== DATA EXTRACT ==
## Begin

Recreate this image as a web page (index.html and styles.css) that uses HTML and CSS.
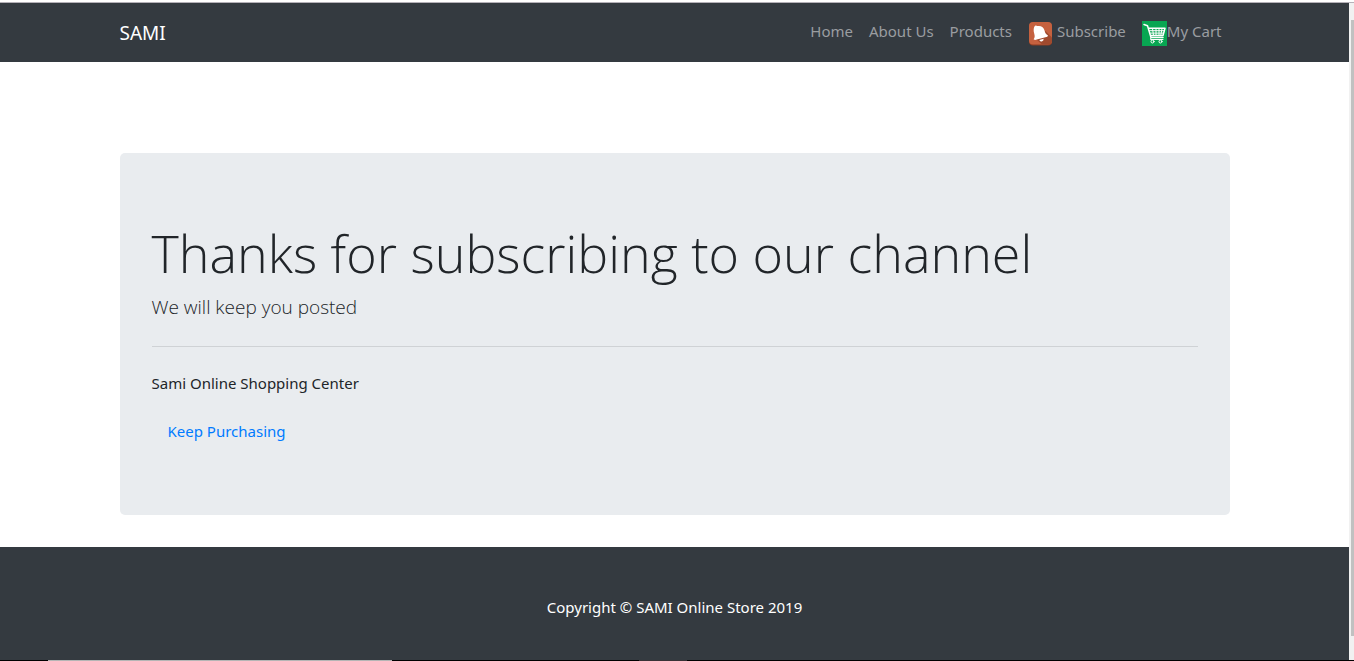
FILE: index.html
```html
<!DOCTYPE html>
<html lang="en">
<head>
<meta charset="utf-8">
<meta name="viewport" content="width=device-width, initial-scale=1">
<title>SAMI Online Store</title>
<link rel="stylesheet" href="styles.css">
</head>
<body>
<div class="window">
  <div class="page">
    <nav class="navbar">
      <div class="container navbar-row">
        <a class="brand" href="#">SAMI</a>
        <ul class="nav-list">
          <li><a class="nav-link" href="#">Home</a></li>
          <li><a class="nav-link" href="#">About Us</a></li>
          <li><a class="nav-link" href="#">Products</a></li>
          <li><a class="nav-link nav-link-spaced" href="#">
            <svg class="nav-icon" viewBox="0 0 25 25" aria-hidden="true">
              <rect x="1" y="1.5" width="23" height="23" rx="4" fill="#8d3d22"/>
              <rect x="1" y="1" width="23" height="22.5" rx="4" fill="#c5613f"/>
              <path d="M17.500 10 24 16.500V20q0 3.500-3.500 3.500H14L8 18z" fill="#a04a2e"/>
              <path d="M6.300 5.700Q7.500 3.900 9.200 5.100C13 4.300 15.800 6.200 16.600 9.700 17.100 12 17.900 13.200 20 14.400L19.300 15.700 7 19.100 5.600 18.300C6.900 16.500 6.900 14.700 6.200 12.400 5.400 9.700 5.600 7.300 6.300 5.700z" fill="#fff"/>
              <path d="M11.300 18.900 15.700 17.700Q15.800 20 13.800 20.400 12.100 20.600 11.300 18.900z" fill="#fff"/>
            </svg>
            <span>Subscribe</span></a></li>
          <li><a class="nav-link" href="#">
            <svg class="nav-icon" viewBox="0 0 25 25" aria-hidden="true">
              <rect width="25" height="25" fill="#08a652"/>
              <g fill="none" stroke="#fff" stroke-linecap="round" stroke-linejoin="round">
                <path stroke-width="1.500" d="M2 3.500 5.500 4.800 9 16.500H21M6.300 7.300H23L21 14.500H8.500"/>
                <path stroke-width="1" d="M7.500 9.700H22M8 12.100H21.500M10.500 7.500 11.500 14.500M14 7.500V14.500M17 7.500V14.500M20 7.500 18.800 14.500M9 16.500 8.500 18.500H21"/>
                <circle cx="10.500" cy="20.500" r="1.500"/>
                <circle cx="18.500" cy="20.500" r="1.500"/>
              </g>
            </svg>
            <span>My Cart</span></a></li>
        </ul>
      </div>
    </nav>
    <main class="container main">
      <section class="jumbotron">
        <h1 class="display">Thanks for subscribing to our channel</h1>
        <p class="lead">We will keep you posted</p>
        <hr class="divider">
        <p class="store">Sami Online Shopping Center</p>
        <a class="button-link" href="#">Keep Purchasing</a>
      </section>
    </main>
    <footer class="footer">
      <p class="copyright">Copyright © SAMI Online Store 2019</p>
    </footer>
  </div>
  <div class="scrollbar" aria-hidden="true"><div class="thumb"></div></div>
</div>
<div class="taskbar" aria-hidden="true"></div>
</body>
</html>
```
FILE: styles.css
```css
* {
  box-sizing: border-box;
}

body {
  margin: 0;
  min-height: 100vh;
  display: flex;
  flex-direction: column;
  background: #fff;
  color: #212529;
  font-family: "Segoe UI", "Noto Sans", "Open Sans", sans-serif;
  font-size: 15px;
  line-height: 24px;
}

a {
  text-decoration: none;
}

.window {
  flex: 1;
  display: grid;
  grid-template-columns: 1fr 5px;
  margin-top: 2px;
  border-top: 1px solid #b5b1b8;
}

.page {
  display: flex;
  flex-direction: column;
}

.container {
  width: 100%;
  max-width: 1140px;
  margin: 0 auto;
  padding: 0 15px;
}

.navbar {
  background: #343a40;
  padding: 8px 0;
}

.navbar-row {
  display: flex;
  align-items: center;
  justify-content: space-between;
}

.brand {
  color: #fff;
  font-size: 19px;
  line-height: 30px;
}

.nav-list {
  display: flex;
  margin: 0;
  padding: 0;
  list-style: none;
}

.nav-link {
  display: flex;
  align-items: flex-start;
  padding: 8px;
  color: #9a9da0;
}

.nav-link-spaced {
  gap: 4px;
}

.nav-icon {
  width: 25px;
  height: 25px;
  margin-top: 2px;
}

.main {
  padding-top: 91px;
  padding-bottom: 32px;
}

.jumbotron {
  padding: 64px 32px;
  border-radius: 5px;
  background: #e9ecef;
}

.display {
  margin: 0 0 3px;
  font-family: "Segoe UI", "Open Sans", sans-serif;
  font-size: 52px;
  font-weight: 300;
  line-height: 72px;
}

.lead {
  margin: 0;
  font-family: "Segoe UI", "Open Sans", sans-serif;
  font-size: 19px;
  font-weight: 300;
  line-height: 30px;
}

.divider {
  margin: 24px 0;
  border: 0;
  border-top: 1px solid #cfd2d5;
}

.store {
  margin: 0 0 16px;
}

.button-link {
  display: inline-block;
  padding: 8px 16px;
  color: #007bff;
  vertical-align: top;
}

.footer {
  flex: 1;
  padding: 48px 15px 40px;
  background: #343a40;
}

.copyright {
  margin: 0;
  color: #fff;
  text-align: center;
}

.scrollbar {
  display: flex;
  padding: 17px 0 24px 2px;
  background: #f1f1f1;
}

.thumb {
  flex: 1;
  background: #c1c1c1;
}

.taskbar {
  height: 1px;
  background: linear-gradient(to right, #000 48px, #b5b5b5 48px 392px, #000 392px 639px, #383236 639px 687px, #000 687px);
}
```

## End

== WORK REQUIRED ==
Set down all the data again exactly as above, pictures excluded.

== THE REPLY ==
Recreate this image as a web page (index.html and styles.css) that uses HTML and CSS.
FILE: index.html
```html
<!DOCTYPE html>
<html lang="en">
<head>
<meta charset="utf-8">
<meta name="viewport" content="width=device-width, initial-scale=1">
<title>SAMI Online Store</title>
<link rel="stylesheet" href="styles.css">
</head>
<body>
<div class="window">
  <div class="page">
    <nav class="navbar">
      <div class="container navbar-row">
        <a class="brand" href="#">SAMI</a>
        <ul class="nav-list">
          <li><a class="nav-link" href="#">Home</a></li>
          <li><a class="nav-link" href="#">About Us</a></li>
          <li><a class="nav-link" href="#">Products</a></li>
          <li><a class="nav-link nav-link-spaced" href="#">
            <svg class="nav-icon" viewBox="0 0 25 25" aria-hidden="true">
              <rect x="1" y="1.5" width="23" height="23" rx="4" fill="#8d3d22"/>
              <rect x="1" y="1" width="23" height="22.5" rx="4" fill="#c5613f"/>
              <path d="M17.500 10 24 16.500V20q0 3.500-3.500 3.500H14L8 18z" fill="#a04a2e"/>
              <path d="M6.300 5.700Q7.500 3.900 9.200 5.100C13 4.300 15.800 6.200 16.600 9.700 17.100 12 17.900 13.200 20 14.400L19.300 15.700 7 19.100 5.600 18.300C6.900 16.500 6.900 14.700 6.200 12.400 5.400 9.700 5.600 7.300 6.300 5.700z" fill="#fff"/>
              <path d="M11.300 18.900 15.700 17.700Q15.800 20 13.800 20.400 12.100 20.600 11.300 18.900z" fill="#fff"/>
            </svg>
            <span>Subscribe</span></a></li>
          <li><a class="nav-link" href="#">
            <svg class="nav-icon" viewBox="0 0 25 25" aria-hidden="true">
              <rect width="25" height="25" fill="#08a652"/>
              <g fill="none" stroke="#fff" stroke-linecap="round" stroke-linejoin="round">
                <path stroke-width="1.500" d="M2 3.500 5.500 4.800 9 16.500H21M6.300 7.300H23L21 14.500H8.500"/>
                <path stroke-width="1" d="M7.500 9.700H22M8 12.100H21.500M10.500 7.500 11.500 14.500M14 7.500V14.500M17 7.500V14.500M20 7.500 18.800 14.500M9 16.500 8.500 18.500H21"/>
                <circle cx="10.500" cy="20.500" r="1.500"/>
                <circle cx="18.500" cy="20.500" r="1.500"/>
              </g>
            </svg>
            <span>My Cart</span></a></li>
        </ul>
      </div>
    </nav>
    <main class="container main">
      <section class="jumbotron">
        <h1 class="display">Thanks for subscribing to our channel</h1>
        <p class="lead">We will keep you posted</p>
        <hr class="divider">
        <p class="store">Sami Online Shopping Center</p>
        <a class="button-link" href="#">Keep Purchasing</a>
      </section>
    </main>
    <footer class="footer">
      <p class="copyright">Copyright © SAMI Online Store 2019</p>
    </footer>
  </div>
  <div class="scrollbar" aria-hidden="true"><div class="thumb"></div></div>
</div>
<div class="taskbar" aria-hidden="true"></div>
</body>
</html>
```
FILE: styles.css
```css
* {
  box-sizing: border-box;
}

body {
  margin: 0;
  min-height: 100vh;
  display: flex;
  flex-direction: column;
  background: #fff;
  color: #212529;
  font-family: "Segoe UI", "Noto Sans", "Open Sans", sans-serif;
  font-size: 15px;
  line-height: 24px;
}

a {
  text-decoration: none;
}

.window {
  flex: 1;
  display: grid;
  grid-template-columns: 1fr 5px;
  margin-top: 2px;
  border-top: 1px solid #b5b1b8;
}

.page {
  display: flex;
  flex-direction: column;
}

.container {
  width: 100%;
  max-width: 1140px;
  margin: 0 auto;
  padding: 0 15px;
}

.navbar {
  background: #343a40;
  padding: 8px 0;
}

.navbar-row {
  display: flex;
  align-items: center;
  justify-content: space-between;
}

.brand {
  color: #fff;
  font-size: 19px;
  line-height: 30px;
}

.nav-list {
  display: flex;
  margin: 0;
  padding: 0;
  list-style: none;
}

.nav-link {
  display: flex;
  align-items: flex-start;
  padding: 8px;
  color: #9a9da0;
}

.nav-link-spaced {
  gap: 4px;
}

.nav-icon {
  width: 25px;
  height: 25px;
  margin-top: 2px;
}

.main {
  padding-top: 91px;
  padding-bottom: 32px;
}

.jumbotron {
  padding: 64px 32px;
  border-radius: 5px;
  background: #e9ecef;
}

.display {
  margin: 0 0 3px;
  font-family: "Segoe UI", "Open Sans", sans-serif;
  font-size: 52px;
  font-weight: 300;
  line-height: 72px;
}

.lead {
  margin: 0;
  font-family: "Segoe UI", "Open Sans", sans-serif;
  font-size: 19px;
  font-weight: 300;
  line-height: 30px;
}

.divider {
  margin: 24px 0;
  border: 0;
  border-top: 1px solid #cfd2d5;
}

.store {
  margin: 0 0 16px;
}

.button-link {
  display: inline-block;
  padding: 8px 16px;
  color: #007bff;
  vertical-align: top;
}

.footer {
  flex: 1;
  padding: 48px 15px 40px;
  background: #343a40;
}

.copyright {
  margin: 0;
  color: #fff;
  text-align: center;
}

.scrollbar {
  display: flex;
  padding: 17px 0 24px 2px;
  background: #f1f1f1;
}

.thumb {
  flex: 1;
  background: #c1c1c1;
}

.taskbar {
  height: 1px;
  background: linear-gradient(to right, #000 48px, #b5b5b5 48px 392px, #000 392px 639px, #383236 639px 687px, #000 687px);
}
```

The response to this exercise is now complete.